Hence, the rug was pulled violently from beneath the feet of millions of collective fans, all of whom thought they were counting down the days until doughnuts and coffee. As full-scale Republicanism returned to mainstream politics in America, Lynch retrofitted the macabre of Blue Velvet — his anti-Reagan film — to the soap opera storytelling of the original Twin Peaks. Basically, as Lynch attempted to warn everyone with Fire Walk With Me (1992), the world of Twin Peaks is far darker, and far more destructive, than he was initially allowed to depict on television; that, in essence, allows the act of being ‘Lynchian’ to operate in full force. Now he has the capability, did you really want to see how this world came to life? Sure. Go for it. But don’t say he didn’t warn you.

Copyright: Showtime

Finally, it’s worth mentioning the atomic bomb, which figures heavily within the context of Pinter’s work—his early plays are heavily informed by post-nuclear society, wherein the banal and the disastrous collide on a regular basis—as well as in “Part 8”, the seismic, fully abstract halfway marker in Twin Peaks: The Return. In that episode, the Dark Cooper storyline takes up the first twenty minutes or so before the events of the series are abandoned altogether, and the scene abruptly cuts from the present to the 16th of July, 1945: the date of the first nuclear weapons test. The following, verbally indescribable events are suggested to be the birth of BOB, the show’s primary antagonist. We then proceed to 1956, where a Woodsman wanders around asking for lighters and crushing peoples’ skulls (irrespective of the answer).

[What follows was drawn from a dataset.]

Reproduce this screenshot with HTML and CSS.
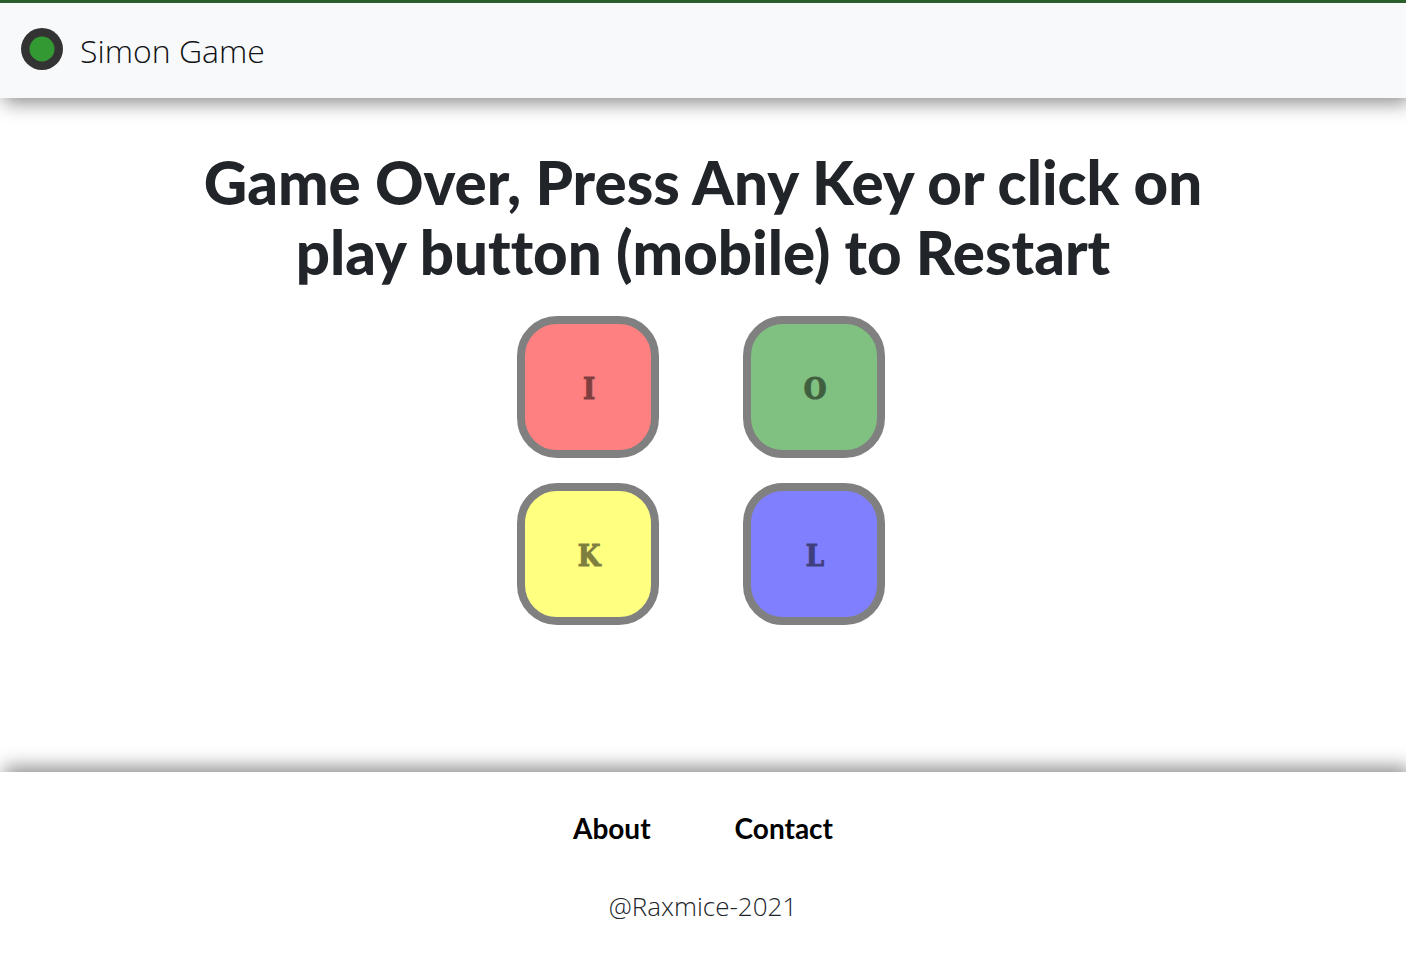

Here, the show actually does lean into surrealism, but that’s the exception that proves the rule, given it seems to suggest that the entire mythos of Twin Peaks was spawned from the Manhattan Project—or, rather, from humanity’s eternal self-destructive bent. Despite their respective narratives journeys, Pinter and Lynch arrive at the same destination, and seem to agree that modern life is equal parts mundane and horrifying; from cornflakes and sweeping brushes to mental catastrophe and genocide.